WHAT TO WORK ON: Copy out every line in which the string "with" occurs.

Web page code records:

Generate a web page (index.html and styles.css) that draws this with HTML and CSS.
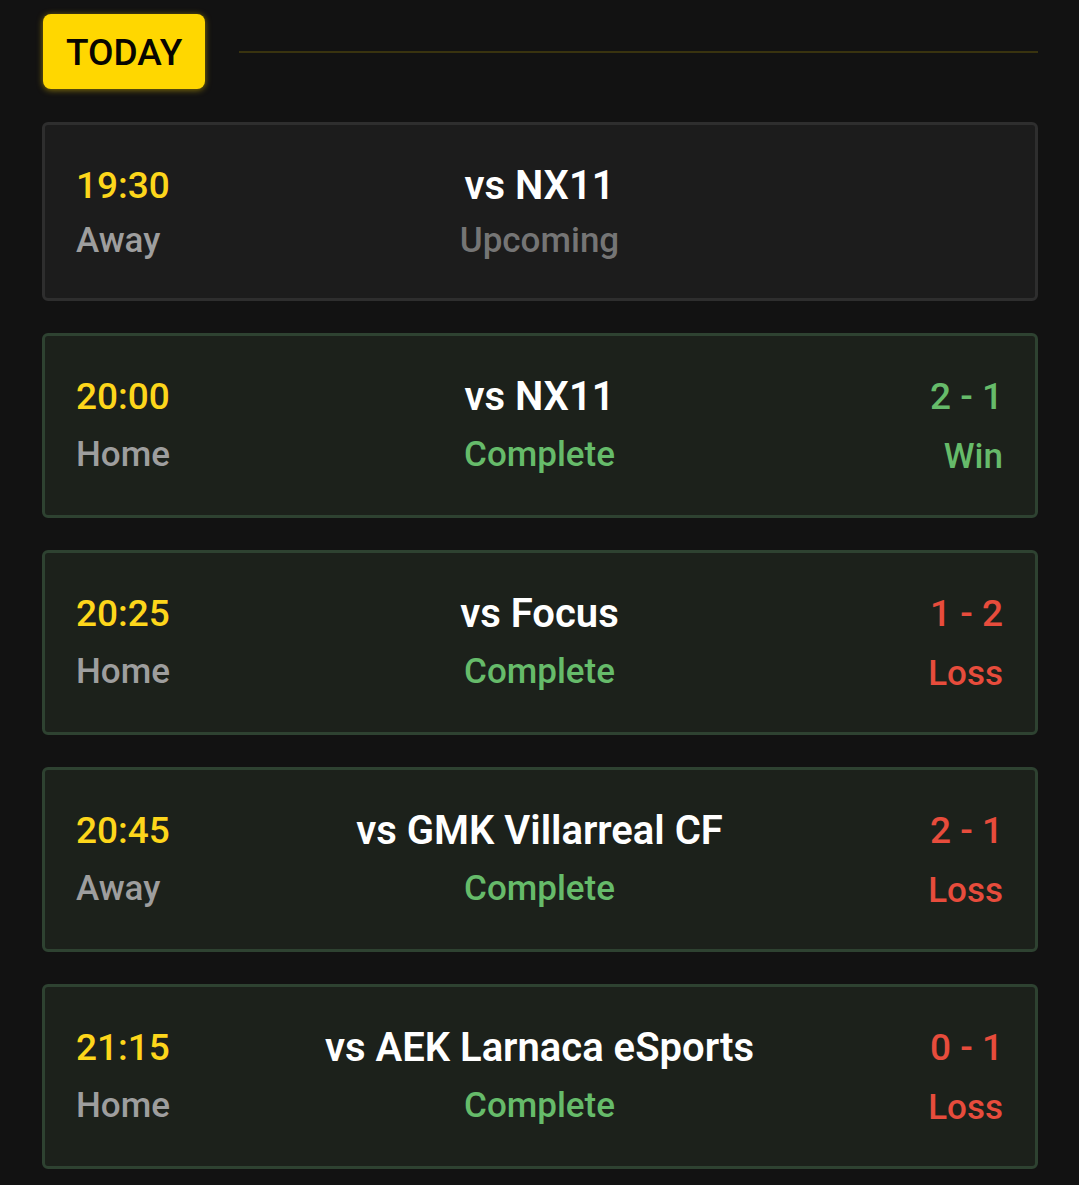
FILE: index.html
```
<!DOCTYPE html>
<html lang="en">
<head>
<meta charset="utf-8">
<meta name="viewport" content="width=device-width, initial-scale=1">
<title>Fixtures</title>
<link rel="stylesheet" href="styles.css">
</head>
<body>
<main class="schedule">
  <header class="day-header">
    <h1 class="day-badge">TODAY</h1>
    <span class="day-line"></span>
  </header>
  <section class="matches">
    <article class="match">
      <div class="when"><time class="time">19:30</time><span class="venue">Away</span></div>
      <div class="fixture"><h2 class="opponent">vs NX11</h2><span class="status">Upcoming</span></div>
      <div class="result"></div>
    </article>
    <article class="match complete">
      <div class="when"><time class="time">20:00</time><span class="venue">Home</span></div>
      <div class="fixture"><h2 class="opponent">vs NX11</h2><span class="status">Complete</span></div>
      <div class="result win"><span class="score">2 - 1</span><span class="outcome">Win</span></div>
    </article>
    <article class="match complete">
      <div class="when"><time class="time">20:25</time><span class="venue">Home</span></div>
      <div class="fixture"><h2 class="opponent">vs Focus</h2><span class="status">Complete</span></div>
      <div class="result loss"><span class="score">1 - 2</span><span class="outcome">Loss</span></div>
    </article>
    <article class="match complete">
      <div class="when"><time class="time">20:45</time><span class="venue">Away</span></div>
      <div class="fixture"><h2 class="opponent">vs GMK Villarreal CF</h2><span class="status">Complete</span></div>
      <div class="result loss"><span class="score">2 - 1</span><span class="outcome">Loss</span></div>
    </article>
    <article class="match complete">
      <div class="when"><time class="time">21:15</time><span class="venue">Home</span></div>
      <div class="fixture"><h2 class="opponent">vs AEK Larnaca eSports</h2><span class="status">Complete</span></div>
      <div class="result loss"><span class="score">0 - 1</span><span class="outcome">Loss</span></div>
    </article>
  </section>
</main>
</body>
</html>
```
FILE: styles.css
```
* {
  box-sizing: border-box;
}

body {
  margin: 0;
  background: #121212;
  color: #fff;
  font-family: Roboto, "Liberation Sans", sans-serif;
  font-weight: 500;
}

.schedule {
  padding: 14px 41px 16px 42px;
}

.day-header {
  display: flex;
  align-items: center;
  gap: 34px;
}

.day-badge {
  margin: 0 0 0 1px;
  padding: 17px 23px 15px;
  border-radius: 8px;
  background: #ffd700;
  box-shadow: 0 1px 6px rgba(255, 215, 0, 0.5);
  color: #080600;
  font-size: 37px;
  font-weight: 500;
  line-height: 43px;
}

.day-line {
  flex: 1;
  height: 2px;
  background: #39330f;
}

.matches {
  display: flex;
  flex-direction: column;
  gap: 32px;
  margin-top: 33px;
}

.match {
  display: grid;
  grid-template-columns: 160px 1fr 160px;
  padding: 33px 32px 30px 31px;
  border: 3px solid #2e2e2e;
  border-radius: 6px;
  background: #1c1c1c;
  font-size: 35px;
  line-height: 54px;
}

.complete {
  border-color: #2e4231;
  background: #1c211b;
  line-height: 60px;
}

.when,
.fixture,
.result {
  display: flex;
  flex-direction: column;
}

.fixture {
  align-items: center;
}

.result {
  align-items: flex-end;
}

.time,
.score {
  font-size: 37px;
  line-height: 56px;
}

.outcome {
  margin-top: 4px;
  line-height: 56px;
}

.time {
  color: #fdd61b;
}

.venue {
  color: #9e9e9e;
}

.opponent {
  margin: 0;
  font-size: 40px;
  font-weight: 600;
  line-height: 56px;
}

.status {
  color: #757575;
}

.complete .status,
.win {
  color: #66bb6a;
}

.loss {
  color: #e74c3c;
}
```
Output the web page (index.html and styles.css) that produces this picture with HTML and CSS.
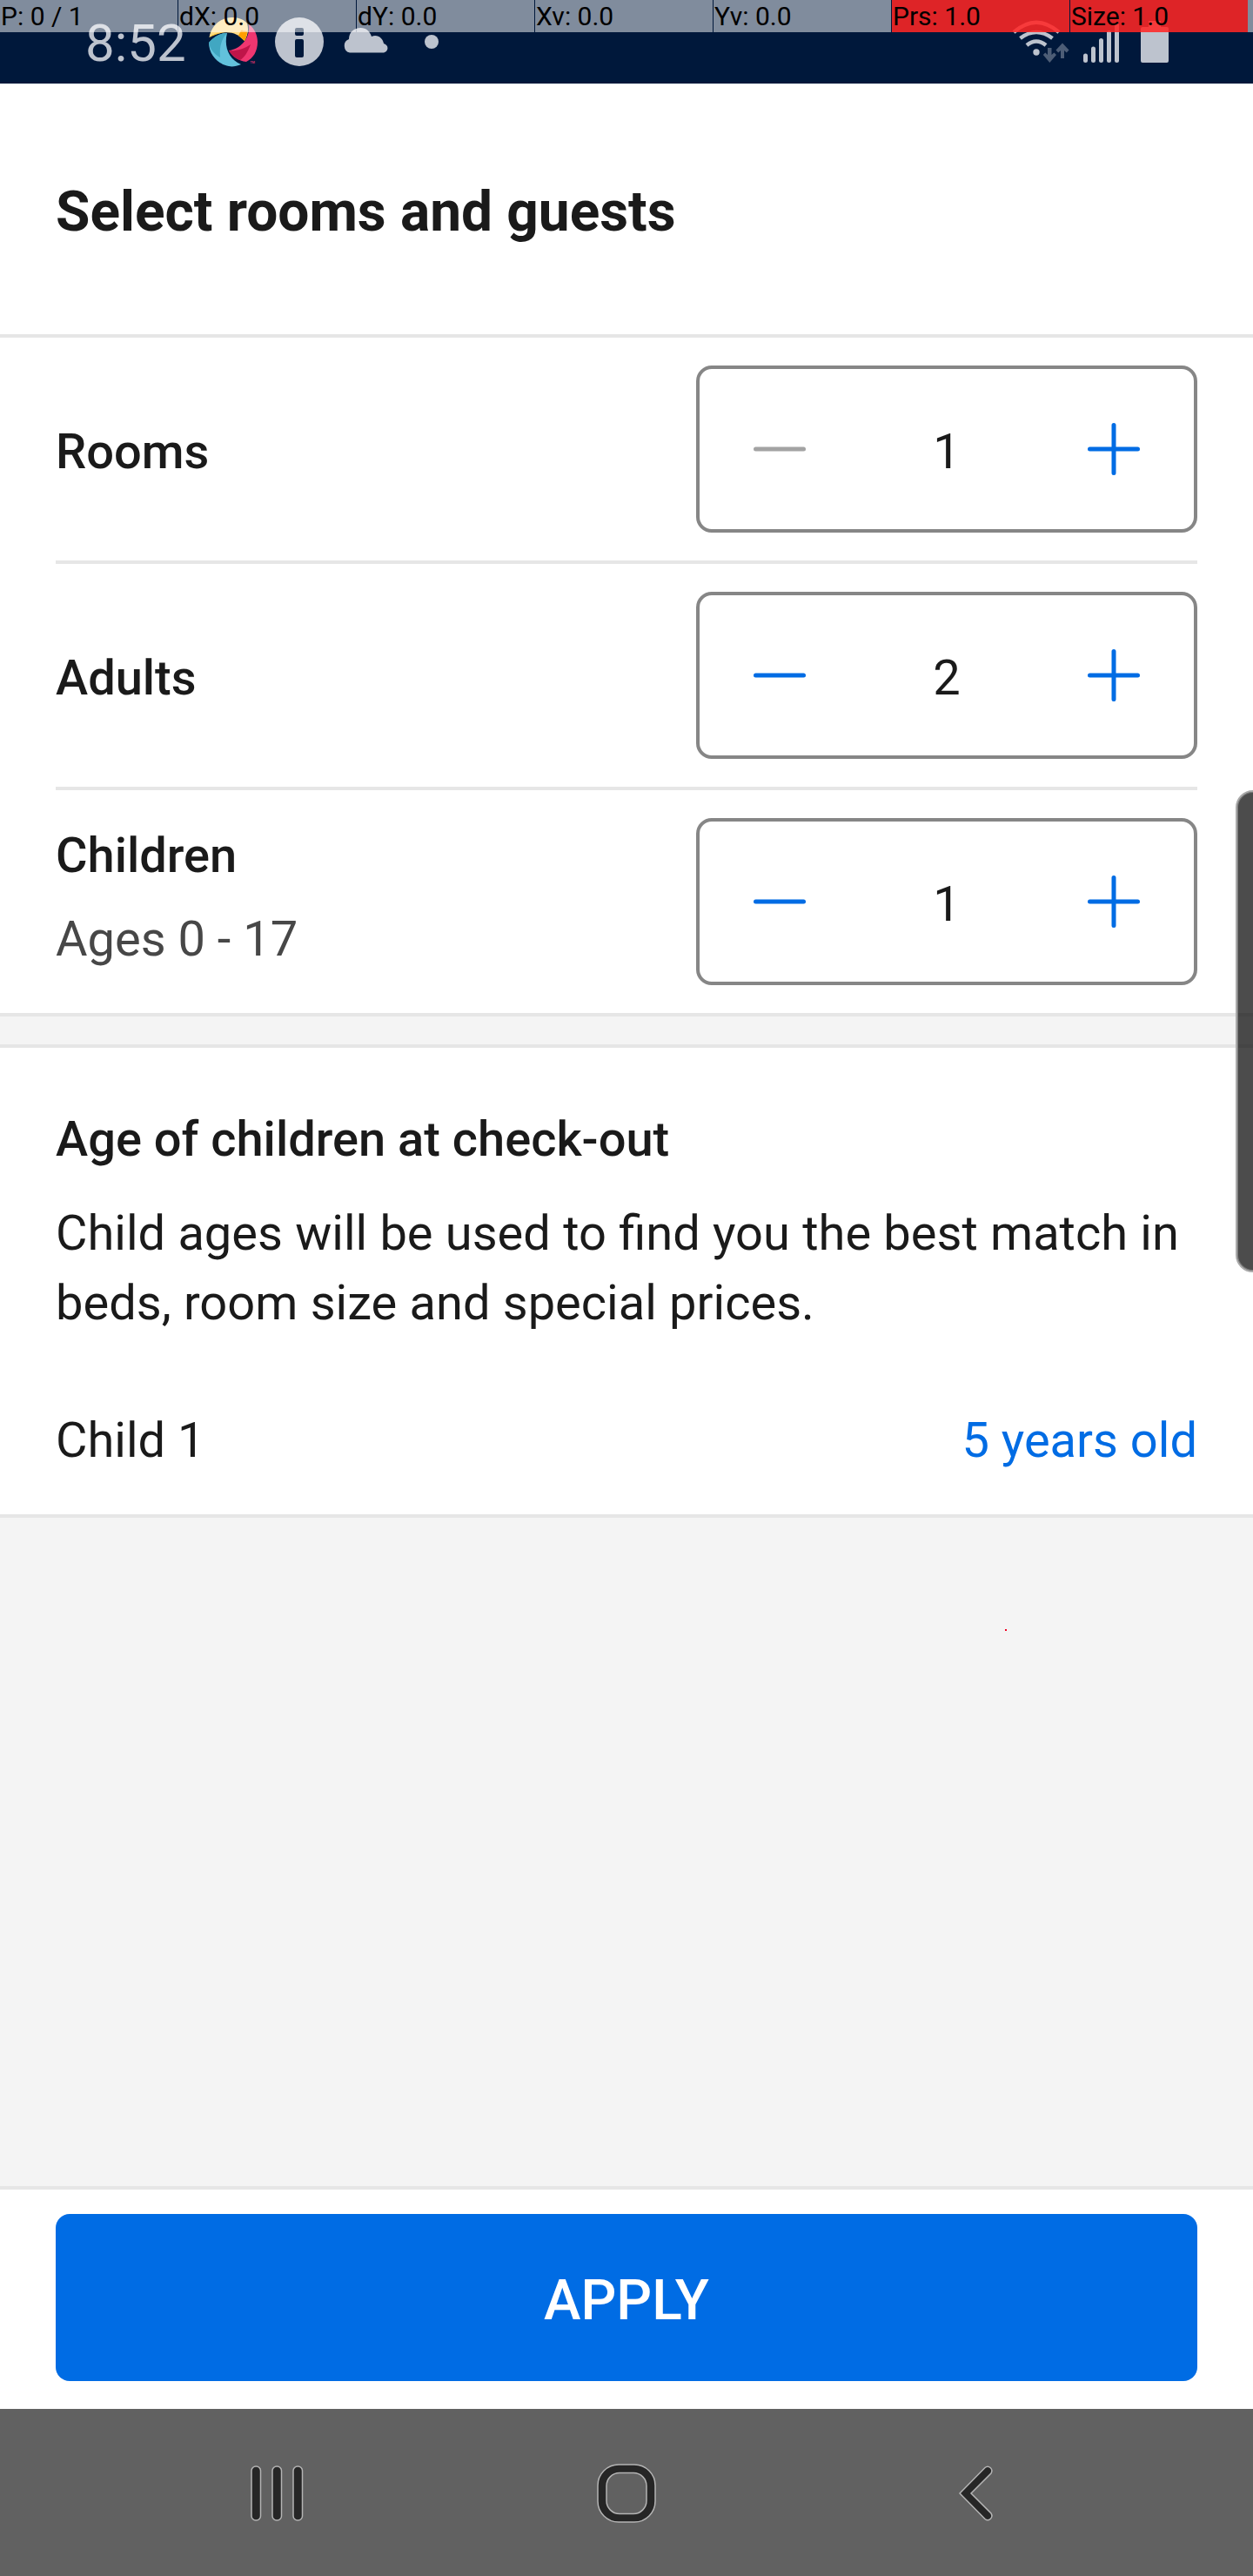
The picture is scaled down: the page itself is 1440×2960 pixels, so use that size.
FILE: index.html
```html
<!DOCTYPE html>
<html lang="en">
<head>
<meta charset="utf-8">
<title>Select rooms and guests</title>
<link rel="stylesheet" href="styles.css">
</head>
<body>
<div class="screen">
  <header class="status">
    <span class="clock">8:52</span>
    <svg class="ic-app" width="56" height="57" viewBox="240 20 56 57">
      <path fill="#ffdb84" d="M240.500 43C243 29 254 20 267 20C275 20 281 23 284 27C286 33 285 41 281 47C275 39 265 36 256 37.500C250 38.500 245 40.500 240.500 43Z"/>
      <path fill="#ffb914" d="M240.500 43C244 39 253 37 259 37C250 38 245 40.500 240.500 43ZM274 41C280 35 279 31 277 36L283 36C284 41 282 45 281 47Z"/>
      <path fill="#ff9e00" d="M274 41L277 35L284 36C284 41 282 45 281 47C279 44 277 42 274 41Z"/>
      <path fill="#ef3670" d="M286 28C293 33 296 41 296 48C296 59 291 67 283 71C274 70 267 65 263 58C275 57 288 45 286 28Z"/>
      <path fill="#bf1549" d="M263 58C269 59 280 57 288 51C285 60 280 67 276 69C270 67 266 63 263 58Z"/>
      <path fill="#62c1dc" d="M240 49C246 42 253 38 261 38C257 54 263 68 277 74C272 76 267 77 263 76C251 74 240 63 240 49Z"/>
      <path fill="#41a7c2" d="M240 49C246 42 253 38 261 38C254 45 252 55 253 66C246 62 241 56 240 49Z"/>
      <text class="tm" x="287.500" y="72.500">TM</text>
    </svg>
    <svg class="ic-info" width="56" height="56" viewBox="0 0 56 56">
      <circle cx="28" cy="28" r="28" fill="#bdc3ce"/>
      <path fill="#00183b" d="M25 12h6q2 0 2 2v5q0 2-2 2h-6q-2 0-2-2v-5q0-2 2-2ZM25 25h6q2 0 2 2v17q0 2-2 2h-6q-2 0-2-2v-17q0-2 2-2Z"/>
    </svg>
    <svg class="ic-cloud" width="52" height="29" viewBox="0 0 52 29"><path fill="#bdc3ce" d="M8 28.500A7.500 8 0 0 1 7 13C7 5 13 0 20.500 0C27 0 31 4 33 10C40 7 46 12 47 18C54 20 52 28.500 46 28.500Z"/></svg>
    <span class="more"></span>
    <svg class="ic-net" width="180" height="50" viewBox="1163 23 180 50">
      <g fill="none" stroke="#bdc3ce" stroke-width="4.500">
        <path d="M1165 37Q1191 14.500 1217 37"/><path d="M1172.500 44Q1191 30 1209.500 44"/><path d="M1180 52Q1191 43 1202 52"/>
      </g>
      <circle cx="1191" cy="60" r="3.700" fill="#bdc3ce"/>
      <path fill="#4d5d76" d="M1204 55h4.500v8l3-2.500 2.500 2.500-7.700 9-7.500-9 2.500-2.500 2.700 2.500ZM1219 67v-9l-2.800 2.500-2.700-3 7.500-8 7.500 8-2.700 3-2.800-2.500v9Z"/>
      <g stroke="#bdc3ce" stroke-width="5" stroke-linecap="round"><path d="M1247.500 64v5.500M1256.500 56v13.500M1265.500 46.500v23M1274.500 37.500v32M1283.500 29v40.500"/></g>
      <path fill="#bdc3ce" d="M1313 31h7v-7h14v7h7q2 0 2 2v37q0 2-2 2h-28q-2 0-2-2v-37q0-2 2-2Z"/>
    </svg>
    <div class="pointer-bar">
      <span>P: 0 / 1</span><span>dX: 0.0</span><span>dY: 0.0</span><span>Xv: 0.0</span><span>Yv: 0.0</span><span class="hot">Prs: 1.0</span><span class="hot">Size: 1.0</span><i></i>
    </div>
  </header>

  <main class="content">
    <h1 class="title">Select rooms and guests</h1>
    <section class="counters">
      <div class="row">
        <div class="label">Rooms</div>
        <div class="stepper">
          <svg class="btn off" width="60" height="60" viewBox="0 0 60 60"><path d="M2.500 30h55"/></svg>
          <span class="num">1</span>
          <svg class="btn" width="60" height="60" viewBox="0 0 60 60"><path d="M2.500 30h55M30 2.500v55"/></svg>
        </div>
      </div>
      <div class="row">
        <div class="label">Adults</div>
        <div class="stepper">
          <svg class="btn" width="60" height="60" viewBox="0 0 60 60"><path d="M2.500 30h55"/></svg>
          <span class="num">2</span>
          <svg class="btn" width="60" height="60" viewBox="0 0 60 60"><path d="M2.500 30h55M30 2.500v55"/></svg>
        </div>
      </div>
      <div class="row">
        <div class="label two">Children<span class="sub">Ages 0 - 17</span></div>
        <div class="stepper">
          <svg class="btn" width="60" height="60" viewBox="0 0 60 60"><path d="M2.500 30h55"/></svg>
          <span class="num">1</span>
          <svg class="btn" width="60" height="60" viewBox="0 0 60 60"><path d="M2.500 30h55M30 2.500v55"/></svg>
        </div>
      </div>
    </section>
    <section class="ages">
      <h2>Age of children at check-out</h2>
      <p>Child ages will be used to find you the best match in beds, room size and special prices.</p>
      <div class="child"><span>Child 1</span><a>5 years old</a></div>
    </section>
    <div class="spacer"></div>
    <footer class="action"><button class="apply">APPLY</button></footer>
  </main>

  <nav class="nav">
    <svg width="1440" height="192" viewBox="0 2768 1440 192">
      <g fill="#262626" stroke="#b4b4b4" stroke-width="1.500">
        <rect x="289" y="2834" width="10.500" height="62" rx="5"/>
        <rect x="313" y="2834" width="10.500" height="62" rx="5"/>
        <rect x="337" y="2834" width="10.500" height="62" rx="5"/>
        <path fill-rule="evenodd" d="M711 2832h18a24 24 0 0 1 24 24v18a24 24 0 0 1-24 24h-18a24 24 0 0 1-24-24v-18a24 24 0 0 1 24-24ZM712 2841.500a15 15 0 0 0-15 15v17a15 15 0 0 0 15 15h16a15 15 0 0 0 15-15v-17a15 15 0 0 0-15-15Z"/>
        <path d="M1103 2865L1132 2835.500C1136 2832 1142 2837 1139 2842L1116 2865L1139 2888C1142 2893 1136 2898 1132 2894.500Z"/>
      </g>
    </svg>
  </nav>
  <div class="edge-handle"></div>
  <div class="touch-dot"></div>
</div>
</body>
</html>
```
FILE: styles.css
```css
* { box-sizing: border-box; margin: 0; padding: 0; }
body { font-family: Roboto, "Liberation Sans", sans-serif; color: #1a1a1a; background: #fff; }
.screen { position: relative; width: 1440px; height: 2960px; display: flex; flex-direction: column; overflow: hidden; }
svg { display: block; flex: none; }

.status { position: relative; height: 96px; background: #00183b; display: flex; align-items: flex-start; padding-left: 98px; }
.clock { width: 142px; font-size: 60px; line-height: 70px; padding-top: 15px; color: #bdc3ce; }
.ic-app { margin-top: 20px; }
.tm { font-size: 3.5px; font-weight: 700; fill: #d8326c; }
.ic-info { margin: 20px 0 0 20px; }
.ic-cloud { margin: 32px 0 0 22px; }
.more { width: 16px; height: 16px; border-radius: 50%; background: #bdc3ce; margin: 40px 0 0 42px; }
.ic-net { margin: 23px 0 0 659px; }
.pointer-bar { position: absolute; left: 0; top: 0; width: 1440px; height: 37px; display: flex; gap: 1px; font-size: 30px; line-height: 37px; color: #000; }
.pointer-bar span { width: 204px; padding-left: 1px; background: rgba(255,255,255,.5); white-space: nowrap; }
.pointer-bar .hot { background: rgba(255,38,37,.87); }
.pointer-bar i { flex: 1; margin-left: -1px; background: rgba(255,255,255,.5); }

.content { height: 2672px; display: flex; flex-direction: column; }
.title { height: 292px; padding: 110px 64px 0; font-size: 64px; line-height: 76px; font-weight: 700; word-spacing: .3px; border-bottom: 4px solid #e6e6e6; }
.counters { padding: 0 64px; border-bottom: 4px solid #e6e6e6; }
.row { height: 260px; display: flex; justify-content: space-between; padding-top: 32px; border-bottom: 4px solid #e6e6e6; }
.row:last-child { height: 256px; border-bottom: 0; }
.label { font-size: 56px; line-height: 66px; font-weight: 500; padding-top: 66px; }
.label.two { padding-top: 10px; }
.sub { display: block; margin-top: 30px; font-weight: 400; color: #474747; }
.stepper { width: 576px; height: 192px; border: 4px solid #868686; border-radius: 18px; display: flex; align-items: center; justify-content: space-between; padding: 0 62px; }
.btn { fill: none; stroke: #006ce4; stroke-width: 5; stroke-linecap: round; }
.btn.off { stroke: #a3a3a3; }
.num { font-size: 56px; line-height: 66px; padding-top: 5px; }

.ages { margin-top: 32px; height: 544px; border: solid #e6e6e6; border-width: 4px 0; padding: 72px 64px 0; font-size: 56px; }
.ages h2 { font-size: 56px; line-height: 66px; font-weight: 500; }
.ages p { line-height: 80px; margin-top: 35px; word-spacing: .4px; }
.child { display: flex; justify-content: space-between; line-height: 80px; margin-top: 78px; }
.child a { color: #006ce4; }
.counters + .ages { box-shadow: 0 -32px #f4f4f4; }
.spacer { flex: 1; background: #f4f4f4; }
.action { height: 256px; border-top: 4px solid #e6e6e6; padding: 28px 64px 32px; }
.apply { width: 100%; height: 192px; border: 0; border-radius: 16px; background: #006ce4; color: #fff; font: 500 64px/76px Roboto, "Liberation Sans", sans-serif; padding-top: 8px; display: block; }

.nav { height: 192px; background: #616161; }
.edge-handle { position: absolute; left: 1420px; top: 908px; width: 40px; height: 554px; border-radius: 20px; border: 2px solid #aaa; box-shadow: inset 0 0 0 1px #777; background: rgba(0,0,0,.7); }
.touch-dot { position: absolute; left: 1155px; top: 1872px; width: 2px; height: 2px; background: #f00020; }
```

EXERCISE RESULT:
Generate a web page (index.html and styles.css) that draws this with HTML and CSS.
Output the web page (index.html and styles.css) that produces this picture with HTML and CSS.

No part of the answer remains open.